Reciclagem química e novas rotas tecnológicas
Durante o segundo dia, Santiago Llopis, da Aimplas, deu uma visão geral das técnicas de reciclagem química existentes, desde as mais consolidadas até às inovações mais recentes. Richard Aceituno, da GSF, abordou as técnicas de pirólise e a utilização de catalisadores para melhorar a qualidade dos produtos líquidos e eliminar contaminantes como halogéneos, metais e heteroátomos. Irene Méndez, da Entzimatiko, apresentou soluções de despolimerização enzimática e o potencial da biotecnologia para a reciclagem avançada de plásticos e têxteis. Hernán Calvo, da Plastic Energy, defendeu a reciclagem química como um motor da economia circular, destacando as oportunidades de mercado e os modelos de colaboração para aumentar a escala. Jorge Ávila, da Modus/Intecsa, apresentou o primeiro projeto industrial de reciclagem química de poliéster em Espanha.
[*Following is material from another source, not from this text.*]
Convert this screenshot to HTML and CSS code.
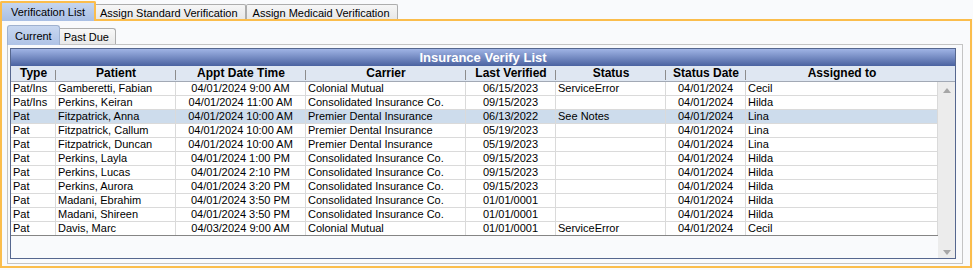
FILE: index.html
```html
<!DOCTYPE html>
<html lang="en">
<head>
    <meta charset="UTF-8">
    <meta name="viewport" content="width=device-width, initial-scale=1.0">
    <title>Insurance Verify List</title>
    <link rel="stylesheet" href="styles.css">
</head>
<body>

    <div class="tab-strip">
        <div class="tab active">Verification List</div>
        <div class="tab">Assign Standard Verification</div>
        <div class="tab">Assign Medicaid Verification</div>
    </div>

    <div class="tab-frame">
        <div class="subtab-strip">
            <div class="subtab active">Current</div>
            <div class="subtab">Past Due</div>
        </div>

        <div class="subtab-page">
            <div class="grid">
                <div class="grid-title">Insurance Verify List</div>

                <div class="grid-head">
                    <span>Type</span>
                    <span>Patient</span>
                    <span>Appt Date Time</span>
                    <span>Carrier</span>
                    <span>Last Verified</span>
                    <span>Status</span>
                    <span>Status Date</span>
                    <span>Assigned to</span>
                </div>

                <div class="grid-body">
                    <div class="grid-rows">
                        <div class="row">
                            <span>Pat/Ins</span><span>Gamberetti, Fabian</span><span class="c">04/01/2024 9:00 AM</span><span>Colonial Mutual</span><span class="c">06/15/2023</span><span>ServiceError</span><span class="c">04/01/2024</span><span>Cecil</span>
                        </div>
                        <div class="row">
                            <span>Pat/Ins</span><span>Perkins, Keiran</span><span class="c">04/01/2024 11:00 AM</span><span>Consolidated Insurance Co.</span><span class="c">09/15/2023</span><span></span><span class="c">04/01/2024</span><span>Hilda</span>
                        </div>
                        <div class="row selected">
                            <span>Pat</span><span>Fitzpatrick, Anna</span><span class="c">04/01/2024 10:00 AM</span><span>Premier Dental Insurance</span><span class="c">06/13/2022</span><span>See Notes</span><span class="c">04/01/2024</span><span>Lina</span>
                        </div>
                        <div class="row">
                            <span>Pat</span><span>Fitzpatrick, Callum</span><span class="c">04/01/2024 10:00 AM</span><span>Premier Dental Insurance</span><span class="c">05/19/2023</span><span></span><span class="c">04/01/2024</span><span>Lina</span>
                        </div>
                        <div class="row">
                            <span>Pat</span><span>Fitzpatrick, Duncan</span><span class="c">04/01/2024 10:00 AM</span><span>Premier Dental Insurance</span><span class="c">05/19/2023</span><span></span><span class="c">04/01/2024</span><span>Lina</span>
                        </div>
                        <div class="row">
                            <span>Pat</span><span>Perkins, Layla</span><span class="c">04/01/2024 1:00 PM</span><span>Consolidated Insurance Co.</span><span class="c">09/15/2023</span><span></span><span class="c">04/01/2024</span><span>Hilda</span>
                        </div>
                        <div class="row">
                            <span>Pat</span><span>Perkins, Lucas</span><span class="c">04/01/2024 2:10 PM</span><span>Consolidated Insurance Co.</span><span class="c">09/15/2023</span><span></span><span class="c">04/01/2024</span><span>Hilda</span>
                        </div>
                        <div class="row">
                            <span>Pat</span><span>Perkins, Aurora</span><span class="c">04/01/2024 3:20 PM</span><span>Consolidated Insurance Co.</span><span class="c">09/15/2023</span><span></span><span class="c">04/01/2024</span><span>Hilda</span>
                        </div>
                        <div class="row">
                            <span>Pat</span><span>Madani, Ebrahim</span><span class="c">04/01/2024 3:50 PM</span><span>Consolidated Insurance Co.</span><span class="c">01/01/0001</span><span></span><span class="c">04/01/2024</span><span>Hilda</span>
                        </div>
                        <div class="row">
                            <span>Pat</span><span>Madani, Shireen</span><span class="c">04/01/2024 3:50 PM</span><span>Consolidated Insurance Co.</span><span class="c">01/01/0001</span><span></span><span class="c">04/01/2024</span><span>Hilda</span>
                        </div>
                        <div class="row">
                            <span>Pat</span><span>Davis, Marc</span><span class="c">04/03/2024 9:00 AM</span><span>Colonial Mutual</span><span class="c">01/01/0001</span><span>ServiceError</span><span class="c">04/01/2024</span><span>Cecil</span>
                        </div>
                    </div>

                    <div class="scrollbar">
                        <span class="arrow up"></span>
                        <span class="arrow down"></span>
                    </div>
                </div>
            </div>
        </div>
    </div>

</body>
</html>
```

FILE: styles.css
```css
* {
    box-sizing: border-box;
}

body {
    margin: 0;
    width: 973px;
    height: 270px;
    overflow: hidden;
    background-color: #f9fafc;
    font-family: 'Liberation Sans', Arial, sans-serif;
    font-size: 11px;
    color: #000;
}

/* outer tabs */
.tab-strip {
    display: flex;
    align-items: flex-end;
    height: 19px;
}

.tab {
    height: 15px;
    padding: 2px 7px 0 6px;
    line-height: 13px;
    white-space: nowrap;
    border: 1px solid #adadad;
    border-bottom: none;
    border-radius: 2px 2px 0 0;
    background: linear-gradient(#f6f6f6, #e8e8e8);
}

.tab.active {
    position: relative;
    z-index: 1;
    height: 20px;
    margin-bottom: -2px;
    margin-right: -3px;
    padding: 3px 9px 0 9px;
    border: 2px solid #fbbd4c;
    border-bottom: none;
    background: linear-gradient(#c5d5ef, #a9bfe4);
}

.tab-frame {
    display: flex;
    flex-direction: column;
    width: 972px;
    height: 249px;
    padding: 0 7px 2px 5px;
    border: 2px solid #fbbd4c;
}

/* inner tabs */
.subtab-strip {
    display: flex;
    align-items: flex-end;
    height: 23px;
}

.subtab {
    height: 16px;
    padding: 2px 6px 0 6px;
    line-height: 13px;
    white-space: nowrap;
    border: 1px solid #adadad;
    border-bottom: none;
    border-radius: 3px 3px 0 0;
    background: linear-gradient(#f8f8f8, #e9e9e9);
}

.subtab.active {
    position: relative;
    z-index: 1;
    height: 20px;
    margin-bottom: -1px;
    margin-right: -3px;
    padding: 4px 7px 0 7px;
    border-color: #9fb1cf;
    background: linear-gradient(#c8d7f0, #afc3e6);
}

.subtab-page {
    flex: 1;
    padding: 3px 6px 4px 2px;
    border: 1px solid #c4c4c4;
}

/* data grid */
.grid {
    display: flex;
    flex-direction: column;
    height: 211px;
    border: 1px solid #56678f;
    background-color: #f9fafc;
}

.grid-title {
    height: 17px;
    line-height: 18px;
    text-align: center;
    font-size: 13px;
    font-weight: bold;
    color: #fff;
    background: linear-gradient(#a0b4e5, #4a62a0);
}

.grid-head,
.row {
    display: grid;
    grid-template-columns: 45px 120px 130px 160px 90px 110px 80px 1fr;
}

.grid-head {
    height: 16px;
    padding-right: 17px;
    border-bottom: 1px solid #a2a9b5;
    background-color: #dfe7f2;
    font-size: 12px;
    font-weight: bold;
}

.grid-head span {
    line-height: 15px;
    text-align: center;
    white-space: nowrap;
    background: linear-gradient(#8c8c8c, #8c8c8c) right 4px / 1px 10px no-repeat;
}

.grid-head span:last-child {
    background: none;
}

.grid-body {
    flex: 1;
    display: flex;
}

.grid-rows {
    flex: 1;
}

.row {
    height: 14px;
    border-bottom: 1px solid #dadada;
    background-color: #fff;
}

.row span {
    padding: 0 2px;
    line-height: 13px;
    white-space: nowrap;
    overflow: hidden;
    border-right: 1px solid #dadada;
}

.row .c {
    text-align: center;
}

.row.selected {
    background-color: #cddcec;
}

.row:last-child {
    border-bottom-color: #858585;
}

.scrollbar {
    width: 17px;
    display: flex;
    flex-direction: column;
    justify-content: space-between;
    align-items: center;
    padding: 6px 0 3px;
    background-color: #ececec;
}

.arrow {
    width: 0;
    height: 0;
    border-left: 4px solid transparent;
    border-right: 4px solid transparent;
}

.arrow.up {
    border-bottom: 5px solid #a6a6a6;
}

.arrow.down {
    border-top: 5px solid #a6a6a6;
}
```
Oliver Dietrich, da Messer, mostrou aplicações de reciclagem mecânica com azoto líquido, enquanto Carlos Gómez, da Promak, apresentou as vantagens do sistema de duplo parafuso Bandera para a reciclagem de materiais complexos. Peter Kolbe, da Kubota Brabender, centrou-se na gestão de materiais heterogéneos, e Bárbara Franch, da Ube, apresentou casos de sucesso com teores de materiais reciclados entre 10% e 30%, mantendo um elevado desempenho técnico.
Entre as duas últimas sessões, os projetos Cíclicom e Free4lib, nos quais a Aimplas participa, foram apresentados por Pablo Ferrero e Alicia Barbas. O seminário terminou com uma mesa-redonda sobre o cumprimento dos objetivos de reciclagem em setores como o têxtil, o elétrico-eletrónico, o automóvel e as energias renováveis, com apresentações de José David Allo, da Texfor; Paula Quintanilla, da Sostenplas; Juan Antonio Ruiz, da Antolín Ingeniería; e Helena Abril, da Aemac, que desmistificou o mito da não reciclabilidade dos materiais compósitos e apresentou soluções em biocompósitos e projetos de I&D como o Rewind.
A Plasrec contou com o apoio da Picvisa, GSF Up Cycling, Entzimatiko, Promak Solutions, Gravipes, Kubota Brabender, Anarpla, Anaip, Mayper, Acteco, Modus e Messer.